Working/operating in the New Zealand solar industry hasn't been easy, the solar industry is relatively small and solar businesses need all the help they can get to see the industry thrive. Less than 1% of households in New Zealand have grid-connected solar, compared to Australia, where over 25% of homes have had solar power systems installed. Solar power in NZ has been relatively slow to grow for many reasons. The industry is constantly required to stand up for itself, battling large institutions that want to squash it for many reasons. SEANZ is the industry voice, they battle for members and us, and they valiantly push back against the giants - such as government agencies, some retailers, lines companies and solar installation cowboys.

Personally, I have been working in the industry for 8 years and the enormous growth potential has always been obvious since day one. Although the industry has been growing year by year, my predictions have sadly always failed me. I have been hopeful, and remain so, thanks to massive price drops in solar panel prices, improvements in solar technology (which follows the trend of Moore's Law in terms of incremental improvement), and the growth in solar power worldwide. Although I am disappointed in the slow pace of uptake in NZ, I am most thankful for SEANZ, because honestly, our solar industry in little old NZ could have been obliterated entirely without their persistence.

SEANZ has had a bunch of wins on the journey - an example was getting the Electricity Authority (EA) to stop most lines companies from only allowing the inverters that they approved of, connected to their networks. In 2016 lines companies around New Zealand were compiling lists of inverters that they would accept connecting to their lines. This would have (potentially) made existing solar power systems redundant, and would see solar installers compliant stock sitting in warehouses collecting dust. SEANZ argued that the actions and lists of lines companies were not only illegal, but they were trying to push Australian standards on NZ which were not legally applicable here and that many suppliers and installers stock of inverters that are legally complaint for NZ would become dead stock. SEANZ had to work hard with the EA to get them into action to stop this; if it wasn't stopped the lines companies could have gone a lot further and inflicted serious damage, essentially limiting the uptake of grid-connected solar power systems. SEANZ keeps a watching brief on this as some lines companies have slipped back into old habits - nothing a phone call to EA doesn't fix.

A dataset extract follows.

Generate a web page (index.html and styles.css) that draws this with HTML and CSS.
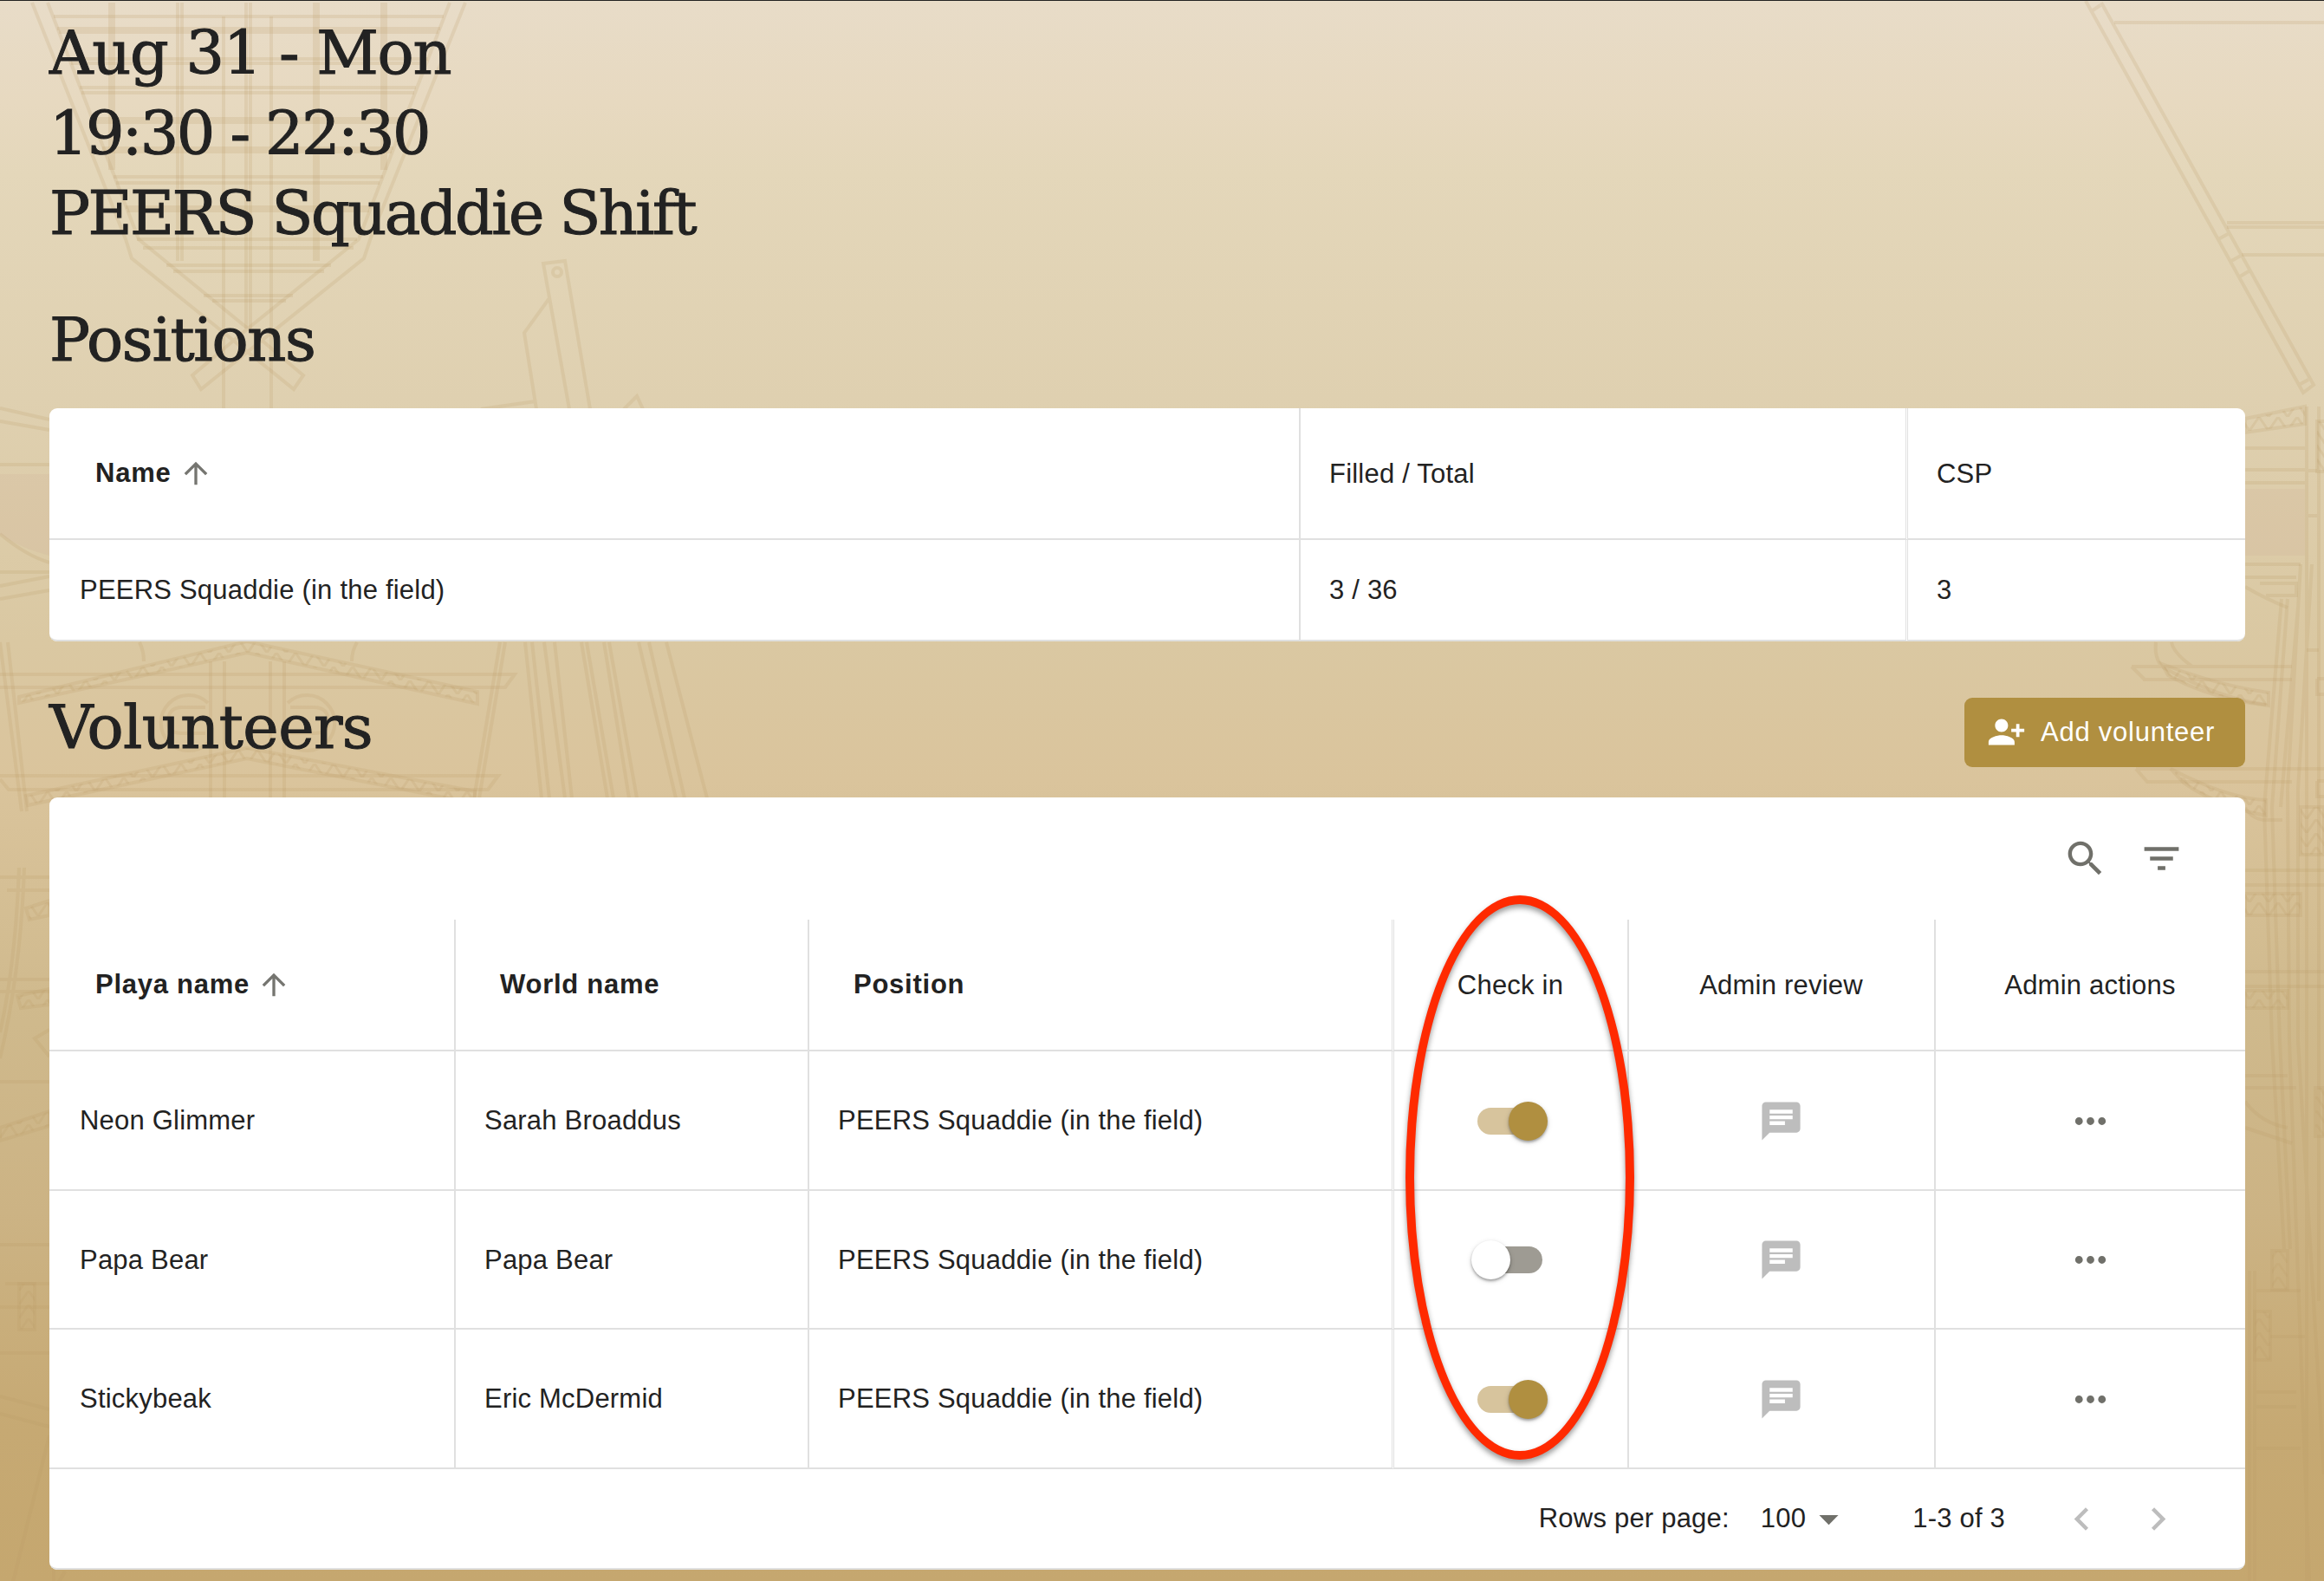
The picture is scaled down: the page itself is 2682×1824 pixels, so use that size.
FILE: index.html
```html
<!DOCTYPE html>
<html lang="en">
<head>
    <meta charset="UTF-8">
    <meta name="viewport" content="width=device-width, initial-scale=1.0">
    <title>PEERS Squaddie Shift</title>
    <link rel="stylesheet" href="styles.css">
</head>
<body>
    <!-- ship drawing behind the page -->
    <svg class="backdrop" viewBox="0 0 2682 1824" aria-hidden="true">
        <defs>
            <pattern id="lattice" width="22" height="16" patternUnits="userSpaceOnUse">
                <path class="lattice-line" d="M0 16L11 0L22 16"/>
            </pattern>
        </defs>
        <!-- stern window -->
        <path d="M37 2L145 275L152 297L339 448L350 432L286 378L160 275L55 2M537 2L428 273L420 297L232 448L222 432L286 378L414 275L519 2"/>
        <path d="M127 2V195M131 2V195M205 2V300M210 2V300M284 2V378M289 2V378M363 2V300M367 2V300M441 2V195M445 2V195M258 18V471M313 18V471"/>
        <path d="M62 18H512M66 32H508M68 36H506M80 67H494M82 72H492M92 100H480M94 106H478M106 136H466M108 140H464M118 170H454M120 174H452M131 203H442M134 210H438M145 238H428M147 242H426M158 275H412M165 285H408M192 305H382M200 312H374M235 340H338M245 346H330"/>
        <!-- oar -->
        <path d="M657 471L627 303L652 300L681 471M619 471L605 383L634 343M720 471L735 456L742 471M555 471L618 462"/>
        <circle cx="643" cy="313" r="5"/>
        <!-- upper left trusses -->
        <path d="M0 470L57 483M0 485L57 495M0 535H57M0 615Q30 640 57 648M0 659H57M0 675L57 664M0 690L57 680"/>
        <path class="tint" d="M0 546H57V640Q20 630 0 615Z"/>
        <path class="truss" d="M22 803L285 739L551 797L551 811L285 752L22 810Z"/>
        <path class="truss" d="M30 917L285 862L548 912L548 926L285 874L32 928Z"/>
        <path d="M0 777H594L583 792H0M0 894H575L563 910H10L0 898M161 740Q166 750 166 762M412 740Q406 750 406 762"/>
        <path d="M243 762V920M259 762V920M312 762V920M328 762V920"/>
        <path d="M240 810A32 32 0 1 0 240 856M237 815H210Q194 815 194 832Q194 845 210 845H237M332 810A32 32 0 1 1 332 856M335 815H362Q379 815 379 832Q379 845 362 845H335"/>
        <path d="M0 740L25 935M9 740L31 935M583 740L553 920M577 740L547 920M606 740L625 920M614 740L634 920M628 740L652 920M640 740L660 920M671 740L701 920M677 740L708 920M697 740L726 920M703 740L735 920M737 740L780 920M749 740L790 920M769 740L816 920"/>
        <!-- lower left -->
        <path d="M0 1011H57M8 1026H57M22 1000Q18 1110 0 1190M28 1000Q24 1120 0 1220M0 1129H57M0 1143H57M57 1187L40 1197L57 1218M0 1247H57M0 1435H57M6 1480H57M0 1507H57M0 1560H57M0 1610L57 1625M0 1630L57 1645M57 1655L15 1824M62 1810V1824M75 1812L68 1824"/>
        <path class="truss" d="M30 1047L57 1038V1055L34 1060ZM20 1148L57 1140V1158L24 1162ZM0 1300L57 1281V1298L0 1315ZM22 1480H40V1533H22Z"/>
        <!-- upper right beam -->
        <path d="M2407 0L2658 452L2670 443L2425 2M2415 11L2424 5M2560 275L2571 269M2575 300L2586 294M2585 318L2595 312M2653 443L2664 437"/>
        <path d="M2440 25H2682M2570 256H2682M2570 261H2682M2587 293H2682"/>
        <!-- right hull -->
        <path class="tint" d="M2591 563H2660V640H2591Z"/>
        <path class="truss" d="M2591 482L2660 468V488L2591 498ZM2674 485H2690V543H2674Z"/>
        <path d="M2591 516H2660M2591 541H2662M2591 556H2662M2591 650H2655M2591 665H2650M2662 468V640M2676 468V640M2662 542H2676M2662 594H2676M2591 676Q2615 690 2640 700M2608 672H2650V686H2615"/>
        <path d="M2488 740Q2486 758 2495 768Q2560 805 2615 812M2506 740Q2508 752 2530 768M2460 768H2645M2473 783H2645M2460 768L2475 783M2465 886L2478 901H2645M2465 886H2682M2591 931Q2600 945 2615 945H2634"/>
        <path class="truss" d="M2495 765Q2560 790 2618 798V813Q2550 805 2502 778ZM2505 886Q2570 920 2615 922V940Q2560 930 2520 902Z"/>
        <path d="M2655 650L2640 910L2642 1200L2665 1824M2668 650L2652 910V1200L2682 1700M2633 690L2613 930L2622 1200L2636 1440M2640 690L2622 930L2631 1200L2643 1440M2652 700L2632 930M2662 640V1824M2676 640V1500"/>
        <path d="M2662 749H2676M2674 782H2690V800H2674V782M2674 900H2690V918H2674V900M2591 1003H2682M2591 1020H2682M2591 1120H2682M2591 1137H2682M2591 1240H2640M2591 1254H2650M2591 1270Q2610 1295 2640 1300M2591 1300L2645 1318M2602 1488H2655M2620 1541H2660M2604 1605H2650M2604 1622H2650M2604 1670H2655M2596 1465V1824M2602 1465V1824"/>
        <path class="truss" d="M2622 1442H2640V1487H2622ZM2602 1512H2620V1568H2602ZM2655 930H2682V985H2655ZM2591 1030H2655V1055H2591ZM2591 1142H2640V1162H2591ZM2672 1254H2682V1310H2672Z"/>
    </svg>

    <main class="page">
        <h1 class="heading">
            <span class="line-date">Aug 31 - Mon</span><br>
            <span class="line-time">19:30 - 22:30</span><br>
            <span class="line-shift">PEERS Squaddie Shift</span>
        </h1>

        <h2 class="heading positions-title">Positions</h2>
        <section class="card">
            <table class="positions">
                <colgroup><col class="c-name"><col class="c-filled"><col class="c-csp"></colgroup>
                <thead>
                    <tr>
                        <th class="sortable">Name <svg class="arrow" viewBox="0 0 24 24"><path d="M4 12l1.41 1.41L11 7.83V20h2V7.83l5.58 5.59L20 12l-8-8-8 8z"/></svg></th>
                        <th class="double">Filled / Total</th>
                        <th>CSP</th>
                    </tr>
                </thead>
                <tbody>
                    <tr>
                        <td>PEERS Squaddie (in the field)</td>
                        <td class="double">3 / 36</td>
                        <td>3</td>
                    </tr>
                </tbody>
            </table>
        </section>

        <div class="title-row">
            <h2 class="heading volunteers-title">Volunteers</h2>
            <button class="add-btn">
                <svg viewBox="0 0 24 24"><path d="M13 8c0-2.21-1.79-4-4-4S5 5.79 5 8s1.79 4 4 4 4-1.79 4-4zm2 2v2h3v3h2v-3h3v-2h-3V7h-2v3h-3zM1 18v2h16v-2c0-2.66-5.33-4-8-4s-8 1.34-8 4z"/></svg>
                Add volunteer
            </button>
        </div>

        <section class="card">
            <div class="toolbar">
                <svg class="icon" viewBox="0 0 24 24"><path d="M15.5 14h-.79l-.28-.27C15.41 12.59 16 11.11 16 9.5 16 5.91 13.09 3 9.5 3S3 5.91 3 9.5 5.91 16 9.5 16c1.61 0 3.09-.59 4.23-1.57l.27.28v.79l5 4.99L20.49 19l-4.99-5zm-6 0C7.01 14 5 11.99 5 9.5S7.01 5 9.5 5 14 7.01 14 9.5 11.99 14 9.5 14z"/></svg>
                <svg class="icon" viewBox="0 0 24 24"><path d="M10 18h4v-2h-4v2zM3 6v2h18V6H3zm3 7h12v-2H6v2z"/></svg>
            </div>
            <table class="volunteers">
                <colgroup><col class="c-playa"><col class="c-world"><col class="c-position"><col class="c-check"><col class="c-review"><col class="c-actions"></colgroup>
                <thead>
                    <tr>
                        <th class="sortable">Playa name <svg class="arrow" viewBox="0 0 24 24"><path d="M4 12l1.41 1.41L11 7.83V20h2V7.83l5.58 5.59L20 12l-8-8-8 8z"/></svg></th>
                        <th class="sortable">World name</th>
                        <th class="sortable double">Position</th>
                        <th class="center">Check in</th>
                        <th class="center">Admin review</th>
                        <th class="center">Admin actions</th>
                    </tr>
                </thead>
                <tbody>
                    <tr>
                        <td>Neon Glimmer</td>
                        <td>Sarah Broaddus</td>
                        <td class="double">PEERS Squaddie (in the field)</td>
                        <td class="center"><span class="switch on"></span></td>
                        <td class="center"><svg class="icon chat" viewBox="0 0 24 24"><path d="M20 2H4c-1.1 0-1.99.9-1.99 2L2 22l4-4h14c1.1 0 2-.9 2-2V4c0-1.1-.9-2-2-2zM6 9h12v2H6V9zm8 5H6v-2h8v2zm4-6H6V6h12v2z"/></svg></td>
                        <td class="center"><svg class="icon" viewBox="0 0 24 24"><path d="M6 10c-1.1 0-2 .9-2 2s.9 2 2 2 2-.9 2-2-.9-2-2-2zm12 0c-1.1 0-2 .9-2 2s.9 2 2 2 2-.9 2-2-.9-2-2-2zm-6 0c-1.1 0-2 .9-2 2s.9 2 2 2 2-.9 2-2-.9-2-2-2z"/></svg></td>
                    </tr>
                    <tr>
                        <td>Papa Bear</td>
                        <td>Papa Bear</td>
                        <td class="double">PEERS Squaddie (in the field)</td>
                        <td class="center"><span class="switch"></span></td>
                        <td class="center"><svg class="icon chat" viewBox="0 0 24 24"><path d="M20 2H4c-1.1 0-1.99.9-1.99 2L2 22l4-4h14c1.1 0 2-.9 2-2V4c0-1.1-.9-2-2-2zM6 9h12v2H6V9zm8 5H6v-2h8v2zm4-6H6V6h12v2z"/></svg></td>
                        <td class="center"><svg class="icon" viewBox="0 0 24 24"><path d="M6 10c-1.1 0-2 .9-2 2s.9 2 2 2 2-.9 2-2-.9-2-2-2zm12 0c-1.1 0-2 .9-2 2s.9 2 2 2 2-.9 2-2-.9-2-2-2zm-6 0c-1.1 0-2 .9-2 2s.9 2 2 2 2-.9 2-2-.9-2-2-2z"/></svg></td>
                    </tr>
                    <tr>
                        <td>Stickybeak</td>
                        <td>Eric McDermid</td>
                        <td class="double">PEERS Squaddie (in the field)</td>
                        <td class="center"><span class="switch on"></span></td>
                        <td class="center"><svg class="icon chat" viewBox="0 0 24 24"><path d="M20 2H4c-1.1 0-1.99.9-1.99 2L2 22l4-4h14c1.1 0 2-.9 2-2V4c0-1.1-.9-2-2-2zM6 9h12v2H6V9zm8 5H6v-2h8v2zm4-6H6V6h12v2z"/></svg></td>
                        <td class="center"><svg class="icon" viewBox="0 0 24 24"><path d="M6 10c-1.1 0-2 .9-2 2s.9 2 2 2 2-.9 2-2-.9-2-2-2zm12 0c-1.1 0-2 .9-2 2s.9 2 2 2 2-.9 2-2-.9-2-2-2zm-6 0c-1.1 0-2 .9-2 2s.9 2 2 2 2-.9 2-2-.9-2-2-2z"/></svg></td>
                    </tr>
                </tbody>
            </table>
            <div class="pager">
                <span>Rows per page:</span>
                <span class="per-page">100 <svg class="icon" viewBox="0 0 24 24"><path d="M7 10l5 5 5-5z"/></svg></span>
                <span class="range">1-3 of 3</span>
                <svg class="icon nav" viewBox="0 0 24 24"><path d="M15.41 16.59L10.83 12l4.58-4.59L14 6l-6 6 6 6 1.41-1.41z"/></svg>
                <svg class="icon nav" viewBox="0 0 24 24"><path d="M8.59 16.59L13.17 12 8.59 7.41 10 6l6 6-6 6-1.41-1.41z"/></svg>
            </div>
            <div class="marker"></div>
        </section>
    </main>
</body>
</html>
```
FILE: styles.css
```css
:root {
    --text: #222;
    --gold: #b08f40;
    --line: #e0e0e0;
    --icon: #70706a;
    --muted: #bdbdbd;
}

* {
    box-sizing: border-box;
}

body {
    margin: 0;
    height: 1824px;
    overflow: hidden;
    position: relative;
    border-top: 1px solid #222;
    color: var(--text);
    font: 31px/44px "Helvetica Neue", "Liberation Sans", Arial, sans-serif;
    letter-spacing: 0.21px;
    background: linear-gradient(#e8dcc8 0, #e7d9c0 120px, #e4d7ba 200px, #dfd0b0 460px, #dac8a2 740px, #dac49c 900px, #cfb98c 1180px, #ccb384 1400px, #c6a973 1650px, #c5a76f 1824px);
}

.backdrop {
    position: absolute;
    top: 0;
    left: 0;
    width: 2682px;
    height: 1824px;
    fill: none;
    stroke: rgba(184, 154, 100, 0.19);
    stroke-width: 4;
}

.backdrop .truss {
    fill: url(#lattice);
}

.backdrop .lattice-line {
    stroke-width: 3;
}

.backdrop .tint {
    fill: rgba(200, 170, 150, 0.15);
    stroke: none;
}

.page {
    position: relative;
    padding: 14px 91px 0 57px;
}

.heading {
    margin: 0;
    font: 400 70px/92.5px Rockwell, "DejaVu Serif", serif;
    white-space: nowrap;
    -webkit-text-stroke: 1px var(--text);
}

.line-date { letter-spacing: -1.3px; }
.line-time { letter-spacing: -2.6px; }
.line-shift { letter-spacing: -2.6px; }

.positions-title {
    margin: 53px 0 33px;
    letter-spacing: -1.3px;
}

.volunteers-title {
    letter-spacing: -0.6px;
}

.card {
    position: relative;
    background: #fff;
    border-radius: 9px;
}

table {
    width: 100%;
    table-layout: fixed;
    border-collapse: separate;
    border-spacing: 0;
}

th, td {
    padding: 1px 0 0 33px;
    text-align: left;
    font-weight: 400;
    border-right: 2px solid var(--line);
    border-bottom: 2px solid var(--line);
    vertical-align: middle;
}

td:first-child {
    padding-left: 35px;
}

th {
    height: 152px;
}

th.sortable {
    padding: 0 0 0 51px;
    font-weight: 700;
    letter-spacing: 0.75px;
}

th.sortable:first-child {
    padding-left: 53px;
}

th:last-child, td:last-child {
    border-right: none;
}

th.double, td.double {
    border-right: 3px double var(--line);
}

th.center, td.center {
    padding: 1px 1px 0 0;
    text-align: center;
}

.arrow {
    width: 40px;
    height: 40px;
    margin-left: -1px;
    vertical-align: -10px;
    fill: #757570;
}

.c-name { width: 1444px; }
.c-filled { width: 701px; }
.c-csp { width: 389px; }
.c-playa { width: 469px; }
.c-world { width: 408px; }
.c-position { width: 675px; }
.c-check { width: 271px; }
.c-review { width: 354px; }
.c-actions { width: 357px; }

.positions td {
    height: 117px;
}

.positions td:first-child { border-bottom-left-radius: 9px; }
.positions td:last-child { border-bottom-right-radius: 9px; }

.volunteers td {
    height: 161px;
}

.volunteers tr:nth-child(2) td {
    height: 160px;
}

.title-row {
    display: flex;
    justify-content: space-between;
    align-items: flex-end;
    height: 91px;
    margin: 54px 0 35px;
}

.add-btn {
    display: flex;
    align-items: center;
    width: 324px;
    height: 80px;
    padding: 0 0 1px 26px;
    gap: 17px;
    border: none;
    border-radius: 9px;
    background: var(--gold);
    color: #fff;
    font: inherit;
    letter-spacing: 0.75px;
    white-space: nowrap;
}

.add-btn svg {
    width: 45px;
    height: 45px;
    fill: #fff;
}

.toolbar {
    display: flex;
    justify-content: flex-end;
    align-items: center;
    gap: 35px;
    height: 141px;
    padding: 0 70px 1px 0;
}

.icon {
    width: 53px;
    height: 53px;
    flex: none;
    display: block;
    fill: var(--icon);
}

td .icon {
    margin: 0 auto;
}

.icon.chat, .icon.nav {
    fill: var(--muted);
}

.switch {
    display: block;
    position: relative;
    left: -1px;
    width: 75px;
    height: 31px;
    margin: 0 auto;
    border-radius: 16px;
    background: #9e9b93;
}

.switch::after {
    content: "";
    position: absolute;
    top: -7px;
    left: -7px;
    width: 45px;
    height: 45px;
    border-radius: 50%;
    background: #fff;
    box-shadow: 0 2px 3px rgba(0, 0, 0, 0.3), 0 2px 6px rgba(0, 0, 0, 0.15);
}

.switch.on {
    background: #d7c49d;
}

.switch.on::after {
    left: 36px;
    background: var(--gold);
}

.pager {
    display: flex;
    justify-content: flex-end;
    align-items: center;
    height: 116px;
    padding-right: 74px;
    border-bottom: 2px solid var(--line);
    border-radius: 0 0 9px 9px;
}

.per-page {
    display: flex;
    align-items: center;
    margin-left: 36px;
}

.range {
    margin: 0 62px 0 70px;
}

.nav + .nav {
    margin-left: 35px;
}

/* red ring round the check-in column */
.marker {
    position: absolute;
    left: 1565px;
    top: 113px;
    width: 264px;
    height: 651px;
    border: 10px solid #ff2a00;
    border-radius: 50%;
    filter: drop-shadow(0 4px 3px rgba(0, 0, 0, 0.4));
}
```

Many industry folk and consumers won't realise the depth of work that takes place at SEANZ. They deal with all manner of complaints from a host of consumers, installers and solar opposers. Sometimes it's sour grapes or buyers regret. Other times its serious complaints, and SEANZ deals with the small claims court and the commerce commision to resolve a plethora of issues. The first step SEANZ takes to resolve issues between parties is to divulge facts from both sides, and then goes about setting up meetings to sort it out. If a dispute isn't resolved, typically a technical audit or independent person is appointed to remedy the issue, set up by SEANZ.

SEANZ is made up of a list of passionate individuals; Brendan Winitana, Rebecca George, Greg Hoskins, Iain Jerrett, Dwyane Cocker, Kristin Gillies, Chris MacArthur, Michael Lawley; in my humble view they are the unsung heroes of the New Zealand solar power and related tech industry. Most of these folk are on the SEANZ board of directors and some work within SEANZ. There is a SEANZ advisory group that represents the interests of all parts of the solar power industry and they are helping to forge ahead for a brighter solar future. There are too many names of members to mention that work with SEANZ, so they deserve thanks for helping the industry grow and prosper, they know who they are!

It's not all sunshine and rainbows in our much loved yet often disputed solar industry, but I tip my hat daily to the hardworking people at SEANZ and the collective of legends that make up our small but mighty industry. Together, we'll get the respect the solar industry deserves, and I'm positive the rewards will be far and wide, for us all. Heck, If I didn't believe in the industry and its amazing benefits for all kiwis, I wouldn't be writing to you today.

Showing 1 comment

Posted by Graeme Weston on 13th Apr 2018 12:12:16

Thanks Kristy, may I endorse your comments as a prosumer. I also find the NZ scene frustrating.
Technology is allowing improvements but vested interests are preferring to see the energy disruption as a threat rather than an opportunity.
Under every domestic PV install are 1 or 2 voters who may wish they had a voice when they see the difference between their export and import rates and transmission charges they hardly use.
Perhaps SEANZ would consider a special membership to harness those votes?